Posted by
Michael Kleen on Wednesday, July 30, 2008 2:20:17 PM
National borders define the territorial limits of sovereign nations, and those nations have the right to secure and control their borders. Every nation, state, tribe, and kingdom since the dawn of time has demarcated territory and boundaries and reserved the right to defend them from other tribes or nations.
Yet some in the United States feel that right no longer exists, and that protecting our territorial integrity is fundamentally unconscionable. These same people chastised both Yugoslavia and Macedonia for justly resisting secessionist claims by ethnic Albanians who sought to carve out their own autonomous zones and attach them to their Albanian motherland throughout the late 1990s. Similar forms of irredentism and separatism have been two of the primary challenges to national sovereignty in the past few decades.

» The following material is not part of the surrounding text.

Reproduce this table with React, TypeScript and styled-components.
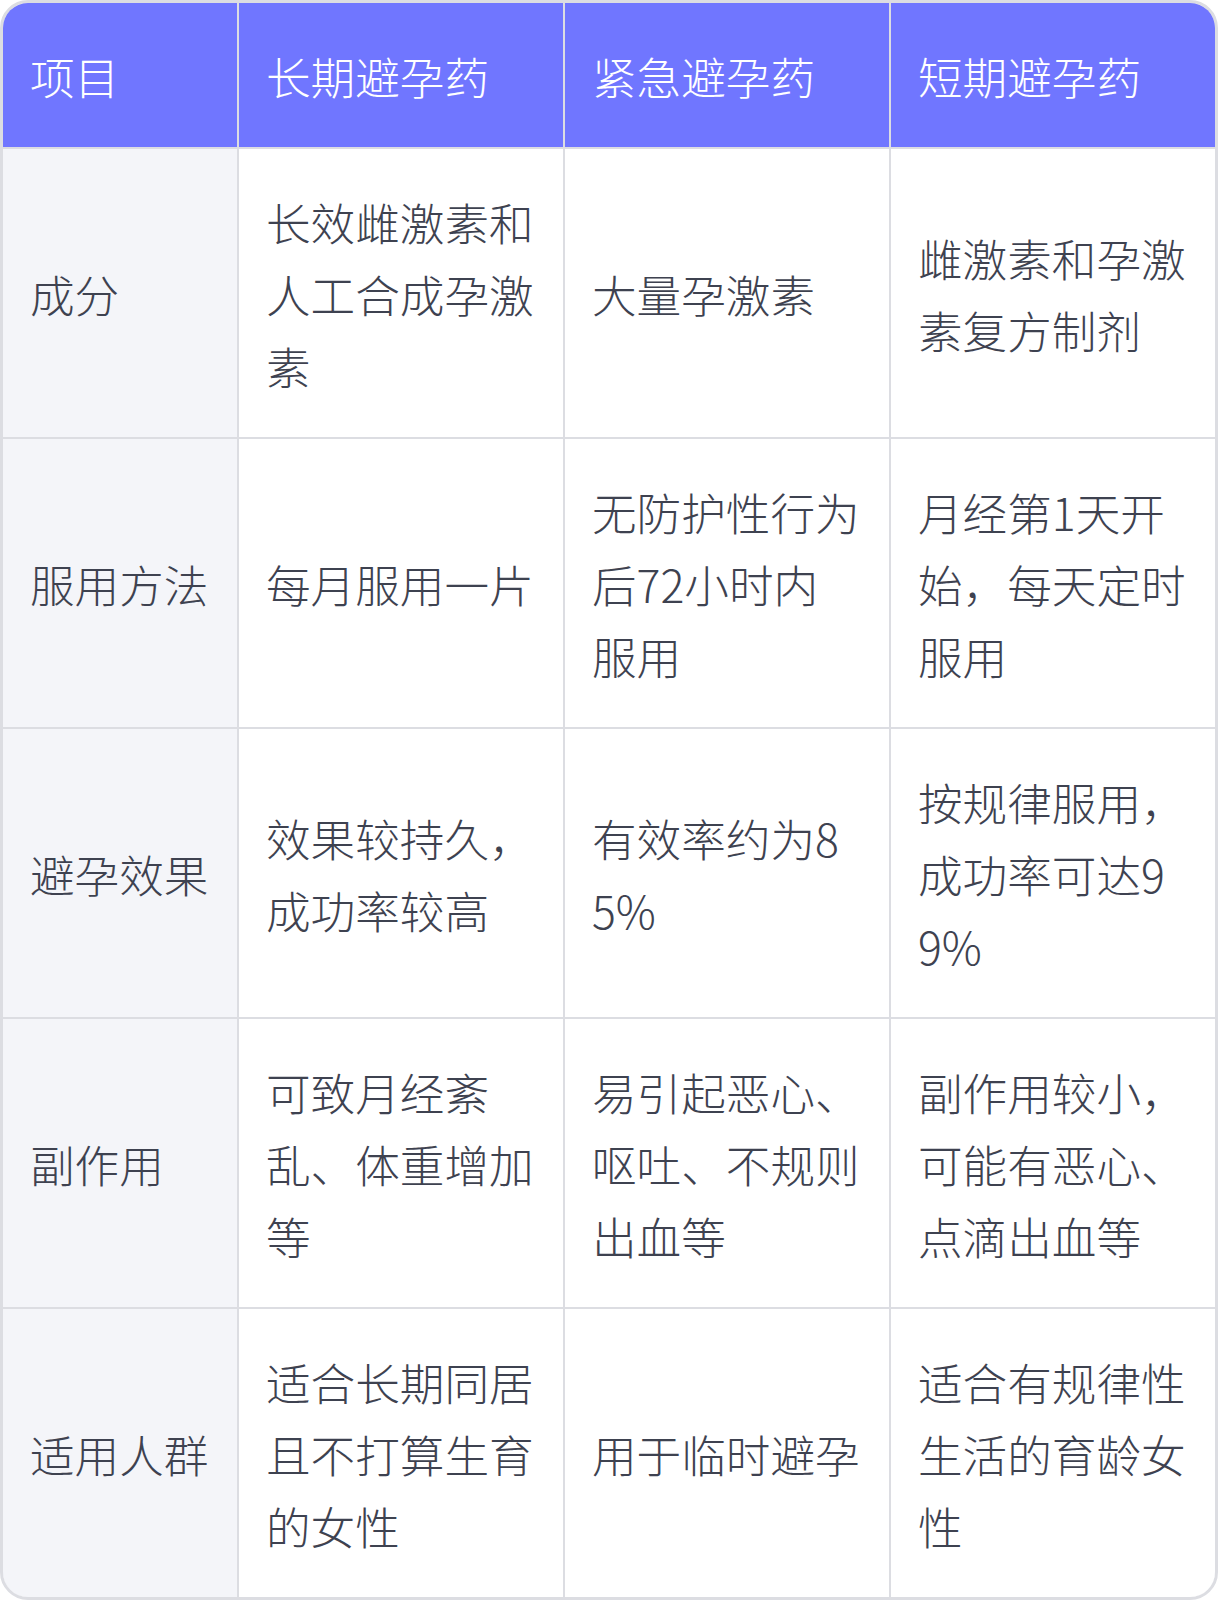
import React from 'react';
import styled, { createGlobalStyle } from 'styled-components';

const GlobalStyle = createGlobalStyle`
  html, body {
    margin: 0;
    padding: 0;
    background: #ffffff;
  }
  body {
    font-family: "Noto Sans CJK SC", "Noto Sans", sans-serif;
  }
`;

const headers = ['项目', '长期避孕药', '紧急避孕药', '短期避孕药'];

const rows: string[][] = [
  ['成分', '长效雌激素和人工合成孕激素', '大量孕激素', '雌激素和孕激素复方制剂'],
  ['服用方法', '每月服用一片', '无防护性行为后72小时内服用', '月经第1天开始，每天定时服用'],
  ['避孕效果', '效果较持久，成功率较高', '有效率约为85%', '按规律服用，成功率可达99%'],
  ['副作用', '可致月经紊乱、体重增加等', '易引起恶心、呕吐、不规则出血等', '副作用较小，可能有恶心、点滴出血等'],
  ['适用人群', '适合长期同居且不打算生育的女性', '用于临时避孕', '适合有规律性生活的育龄女性'],
];

const Frame = styled.div`
  width: 1218px;
  box-sizing: border-box;
  border: 3px solid #dcdde2;
  border-radius: 28px;
  overflow: hidden;
`;

const Grid = styled.div`
  display: grid;
  grid-template-columns: 234px 324px 324px 324px;
  gap: 2px;
  background: #dcdde2;
`;

const Cell = styled.div<{ $variant: 'head' | 'label' | 'body' }>`
  display: flex;
  align-items: center;
  box-sizing: border-box;
  padding: 37px 27px 35px;
  font-size: 44.6px;
  font-weight: 300;
  line-height: 72px;
  word-break: break-all;
  background: ${p => (p.$variant === 'head' ? '#7076ff' : p.$variant === 'label' ? '#f4f5f9' : '#ffffff')};
  color: ${p => (p.$variant === 'head' ? '#ffffff' : '#3e4250')};
  min-height: ${p => (p.$variant === 'head' ? '144px' : '288px')};
`;

export default function App() {
  return (
    <>
      <GlobalStyle />
      <Frame>
        <Grid>
          {headers.map(h => (
            <Cell key={h} $variant="head">{h}</Cell>
          ))}
          {rows.map(row =>
            row.map((text, i) => (
              <Cell key={row[0] + i} $variant={i === 0 ? 'label' : 'body'}>
                {text}
              </Cell>
            ))
          )}
        </Grid>
      </Frame>
    </>
  );
}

Although dozens of comparable examples can be found all around the world, the Balkan mess is a good forewarning for what is increasingly likely to happen in the southwestern United States, where millions of Mexican immigrants have colonized large areas they consider to be theirs by right, even though they lost those lands during the 1840s.

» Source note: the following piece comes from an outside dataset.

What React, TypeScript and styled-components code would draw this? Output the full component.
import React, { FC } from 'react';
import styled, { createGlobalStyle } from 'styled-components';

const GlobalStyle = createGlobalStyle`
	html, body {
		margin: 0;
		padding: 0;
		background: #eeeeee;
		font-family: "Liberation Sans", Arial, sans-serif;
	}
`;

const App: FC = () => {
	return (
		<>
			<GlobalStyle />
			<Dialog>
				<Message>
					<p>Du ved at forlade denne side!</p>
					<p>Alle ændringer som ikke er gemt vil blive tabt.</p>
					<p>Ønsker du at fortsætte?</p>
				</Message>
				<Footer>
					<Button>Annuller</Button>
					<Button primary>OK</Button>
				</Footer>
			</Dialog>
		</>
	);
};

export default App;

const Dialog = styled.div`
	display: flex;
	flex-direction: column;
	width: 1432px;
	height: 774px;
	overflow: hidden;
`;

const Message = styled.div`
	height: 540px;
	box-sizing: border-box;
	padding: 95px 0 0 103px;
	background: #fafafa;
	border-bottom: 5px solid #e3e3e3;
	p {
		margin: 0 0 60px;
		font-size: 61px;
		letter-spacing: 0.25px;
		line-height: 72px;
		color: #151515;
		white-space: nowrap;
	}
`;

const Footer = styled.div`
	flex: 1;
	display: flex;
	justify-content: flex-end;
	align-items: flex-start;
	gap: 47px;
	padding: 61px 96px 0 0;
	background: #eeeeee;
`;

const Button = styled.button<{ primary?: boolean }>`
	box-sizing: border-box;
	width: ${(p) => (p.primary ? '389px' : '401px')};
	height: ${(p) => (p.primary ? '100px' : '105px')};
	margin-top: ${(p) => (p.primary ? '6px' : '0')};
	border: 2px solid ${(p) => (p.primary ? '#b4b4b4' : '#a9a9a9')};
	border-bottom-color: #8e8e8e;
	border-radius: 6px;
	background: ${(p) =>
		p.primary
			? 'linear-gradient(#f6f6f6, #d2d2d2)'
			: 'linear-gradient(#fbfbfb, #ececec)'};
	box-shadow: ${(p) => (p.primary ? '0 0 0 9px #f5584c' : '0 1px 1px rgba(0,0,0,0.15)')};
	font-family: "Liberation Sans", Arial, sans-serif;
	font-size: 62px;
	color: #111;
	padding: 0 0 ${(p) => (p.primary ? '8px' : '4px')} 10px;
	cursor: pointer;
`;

Many in the United States have turned a blind eye to this situation, even when the border town of El Cenizo, Texas declared Spanish its official language in 1999, or when the president of the League of United Latin American Citizens, Mario Obledo, claimed, “California is going to be a Mexican state… if people don’t like it, they should leave.”
And what reason should this new immigrant population, much larger than any in the past history of immigration to the US, located adjacent to their country of origin, and with historic grievances against the United States, have for assimilation or even consideration of United States sovereignty, when these actions and words go uncontested?

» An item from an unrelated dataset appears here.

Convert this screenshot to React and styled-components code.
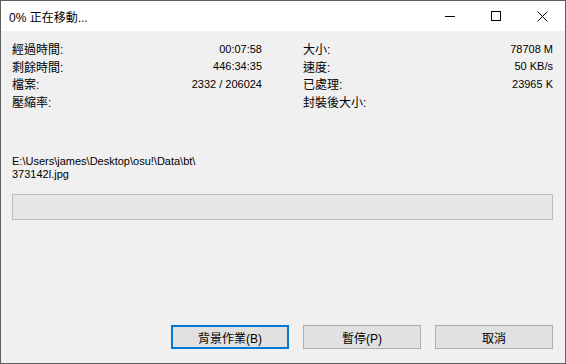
import styled, { createGlobalStyle } from 'styled-components';

const GlobalStyle = createGlobalStyle`
  html, body {
    margin: 0;
    padding: 0;
    background: #f0f0f0;
  }
  * { box-sizing: border-box; }
`;

const FONT = `"Liberation Sans", "Noto Sans CJK TC", sans-serif`;

const stats = [
  [{ label: '經過時間:', value: '00:07:58' }, { label: '大小:', value: '78708 M' }],
  [{ label: '剩餘時間:', value: '446:34:35' }, { label: '速度:', value: '50 KB/s' }],
  [{ label: '檔案:', value: '2332 / 206024' }, { label: '已處理:', value: '23965 K' }],
  [{ label: '壓縮率:', value: '' }, { label: '封裝後大小:', value: '' }],
];

export default function App() {
  return (
    <>
      <GlobalStyle />
      <Window>
        <TitleBar>
          <Title>0% 正在移動...</Title>
          <Controls>
            <CtrlButton>
              <svg width="10" height="10" viewBox="0 0 10 10">
                <path d="M0 5.5h10" stroke="#000" strokeWidth="1" />
              </svg>
            </CtrlButton>
            <CtrlButton>
              <svg width="10" height="10" viewBox="0 0 10 10">
                <rect x="0.5" y="0.5" width="9" height="9" fill="none" stroke="#000" strokeWidth="1" />
              </svg>
            </CtrlButton>
            <CtrlButton>
              <svg width="11" height="11" viewBox="0 0 11 11">
                <path d="M0.5 0.5l10 10M10.5 0.5l-10 10" stroke="#000" strokeWidth="1" />
              </svg>
            </CtrlButton>
          </Controls>
        </TitleBar>
        <Body>
          <StatsGrid>
            {stats.map((row) =>
              row.map(({ label, value }) => (
                <StatRow key={label}>
                  <Label>{label}</Label>
                  <Value>{value}</Value>
                </StatRow>
              ))
            )}
          </StatsGrid>
          <PathText>
            E:\Users\james\Desktop\osu!\Data\bt\
            <br />
            373142l.jpg
          </PathText>
          <Progress />
          <ButtonRow>
            <DlgButton $default>背景作業(B)</DlgButton>
            <DlgButton>暫停(P)</DlgButton>
            <DlgButton>取消</DlgButton>
          </ButtonRow>
        </Body>
      </Window>
    </>
  );
}

const Window = styled.div`
  width: 566px;
  height: 364px;
  border: 1px solid #5f5f5f;
  display: flex;
  flex-direction: column;
  background: #f0f0f0;
  font-family: ${FONT};
  color: #000;
  overflow: hidden;
`;

const TitleBar = styled.div`
  height: 30px;
  background: #fff;
  display: flex;
  align-items: center;
  padding-left: 8px;
`;

const Title = styled.div`
  flex: 1;
  font-size: 12px;
  padding-top: 1px;
`;

const Controls = styled.div`
  display: flex;
  height: 100%;
`;

const CtrlButton = styled.div`
  width: 46px;
  height: 100%;
  display: flex;
  align-items: center;
  justify-content: center;
  svg { display: block; }
`;

const Body = styled.div`
  flex: 1;
  display: flex;
  flex-direction: column;
  padding: 9px 11px 14px 11px;
`;

const StatsGrid = styled.div`
  display: grid;
  grid-template-columns: 250px 250px;
  column-gap: 41px;
`;

const StatRow = styled.div`
  display: flex;
  justify-content: space-between;
  align-items: center;
  height: 17.5px;
`;

const Label = styled.span`
  font-size: 12px;
`;

const Value = styled.span`
  font-size: 11px;
`;

const PathText = styled.div`
  margin-top: 45px;
  font-size: 11px;
  line-height: 13px;
`;

const Progress = styled.div`
  margin-top: 13px;
  height: 26px;
  width: 541px;
  background: #e6e6e6;
  border: 1px solid #bcbcbc;
`;

const ButtonRow = styled.div`
  margin-top: auto;
  display: flex;
  justify-content: flex-end;
  gap: 14px;
  padding-right: 1px;
`;

const DlgButton = styled.div`
  width: 118px;
  height: 24px;
  display: flex;
  align-items: center;
  justify-content: center;
  font-size: 12px;
  background: #e1e1e1;
  border: ${(p) => (p.$default ? '2px solid #0078d7' : '1px solid #adadad')};
`;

In that context, a blanket amnesty for the millions of illegal Mexican immigrants in the US would only encourage this behavior in those, like Mr. Obledo, who would use it to further their divisive political agenda.
We are without question failing in our duty to protect our sovereignty, which includes the absolute right to say who can come across our border and for how long. Setting a firm and resolute immigration policy to prevent the disintegration of large areas of our territory is not ‘nativist’ and it is not racist. It is our right as a country to exert supreme political and lawful authority over the territory under our control.